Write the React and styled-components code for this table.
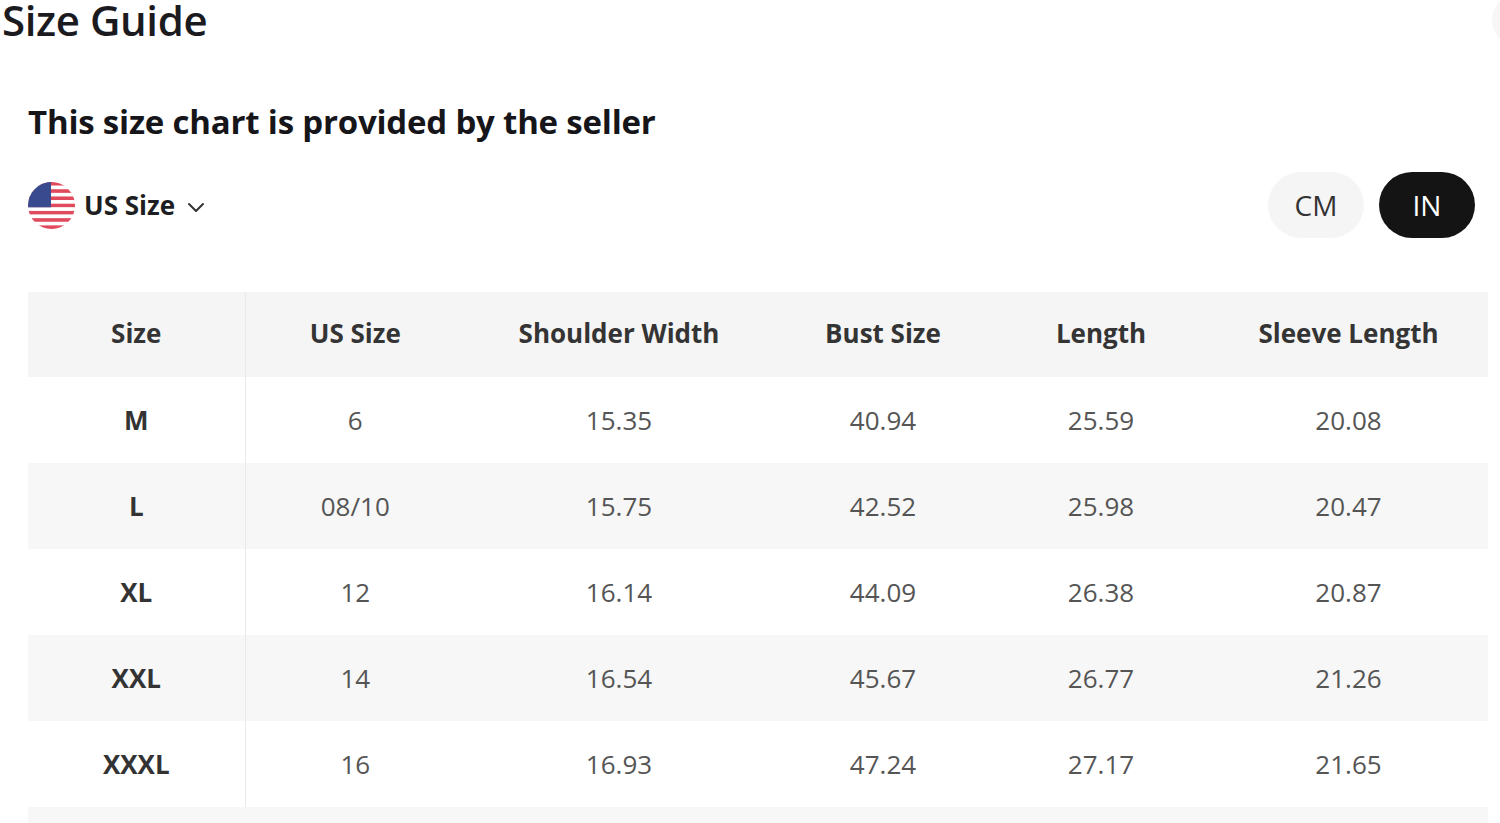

==

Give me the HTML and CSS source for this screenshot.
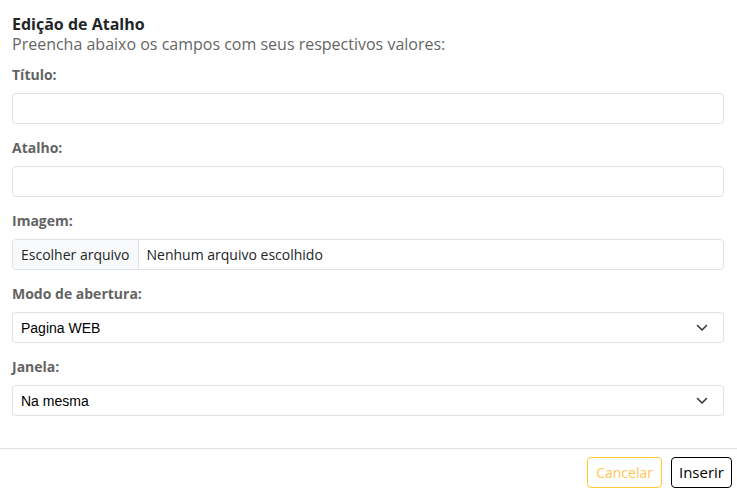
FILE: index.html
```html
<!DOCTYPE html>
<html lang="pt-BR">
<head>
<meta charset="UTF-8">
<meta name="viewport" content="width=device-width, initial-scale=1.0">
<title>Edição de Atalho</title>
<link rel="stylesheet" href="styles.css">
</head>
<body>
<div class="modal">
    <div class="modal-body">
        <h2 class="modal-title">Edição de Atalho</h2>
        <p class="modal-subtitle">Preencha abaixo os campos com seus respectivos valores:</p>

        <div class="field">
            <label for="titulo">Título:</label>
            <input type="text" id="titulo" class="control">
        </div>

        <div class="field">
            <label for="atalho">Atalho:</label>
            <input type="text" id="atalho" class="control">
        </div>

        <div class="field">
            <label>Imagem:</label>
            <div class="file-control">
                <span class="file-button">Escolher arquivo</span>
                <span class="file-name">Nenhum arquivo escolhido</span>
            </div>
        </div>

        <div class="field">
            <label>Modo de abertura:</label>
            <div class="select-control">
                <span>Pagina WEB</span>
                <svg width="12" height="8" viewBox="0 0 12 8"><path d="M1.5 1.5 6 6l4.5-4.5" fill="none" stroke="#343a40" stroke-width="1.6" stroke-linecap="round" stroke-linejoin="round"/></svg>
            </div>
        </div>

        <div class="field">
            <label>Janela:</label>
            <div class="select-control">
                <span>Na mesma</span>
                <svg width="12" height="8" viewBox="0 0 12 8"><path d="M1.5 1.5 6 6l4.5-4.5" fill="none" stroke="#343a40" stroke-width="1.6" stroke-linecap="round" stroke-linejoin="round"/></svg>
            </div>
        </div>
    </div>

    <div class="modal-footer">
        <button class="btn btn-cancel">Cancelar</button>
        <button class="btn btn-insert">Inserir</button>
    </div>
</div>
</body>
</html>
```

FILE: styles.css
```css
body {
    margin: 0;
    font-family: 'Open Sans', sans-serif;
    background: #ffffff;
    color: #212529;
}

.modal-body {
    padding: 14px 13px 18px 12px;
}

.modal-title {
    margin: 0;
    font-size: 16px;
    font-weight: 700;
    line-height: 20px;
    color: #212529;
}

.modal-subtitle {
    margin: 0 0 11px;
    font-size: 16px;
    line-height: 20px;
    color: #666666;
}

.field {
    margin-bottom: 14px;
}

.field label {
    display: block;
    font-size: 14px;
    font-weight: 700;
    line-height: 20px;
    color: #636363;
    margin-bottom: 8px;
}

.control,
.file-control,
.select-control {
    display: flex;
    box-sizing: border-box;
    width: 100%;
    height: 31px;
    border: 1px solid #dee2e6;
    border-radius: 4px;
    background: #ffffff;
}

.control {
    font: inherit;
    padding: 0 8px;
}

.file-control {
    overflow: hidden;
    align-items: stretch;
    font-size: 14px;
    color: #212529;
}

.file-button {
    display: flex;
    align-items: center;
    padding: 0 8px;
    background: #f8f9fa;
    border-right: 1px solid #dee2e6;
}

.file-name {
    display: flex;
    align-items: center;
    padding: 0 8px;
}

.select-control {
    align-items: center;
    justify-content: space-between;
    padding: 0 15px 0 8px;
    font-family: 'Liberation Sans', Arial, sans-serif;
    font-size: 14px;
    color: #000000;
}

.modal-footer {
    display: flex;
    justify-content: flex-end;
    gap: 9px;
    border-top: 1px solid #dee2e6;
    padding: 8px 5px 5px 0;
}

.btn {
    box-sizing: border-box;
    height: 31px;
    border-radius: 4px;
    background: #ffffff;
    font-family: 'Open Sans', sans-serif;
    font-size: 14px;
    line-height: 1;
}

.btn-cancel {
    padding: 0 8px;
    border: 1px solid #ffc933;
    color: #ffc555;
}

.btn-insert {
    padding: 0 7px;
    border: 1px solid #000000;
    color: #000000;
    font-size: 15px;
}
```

#### Task:
Look through the entries above. Extract each line with the word "this".

#### Complete response:
Write the React and styled-components code for this table.
Give me the HTML and CSS source for this screenshot.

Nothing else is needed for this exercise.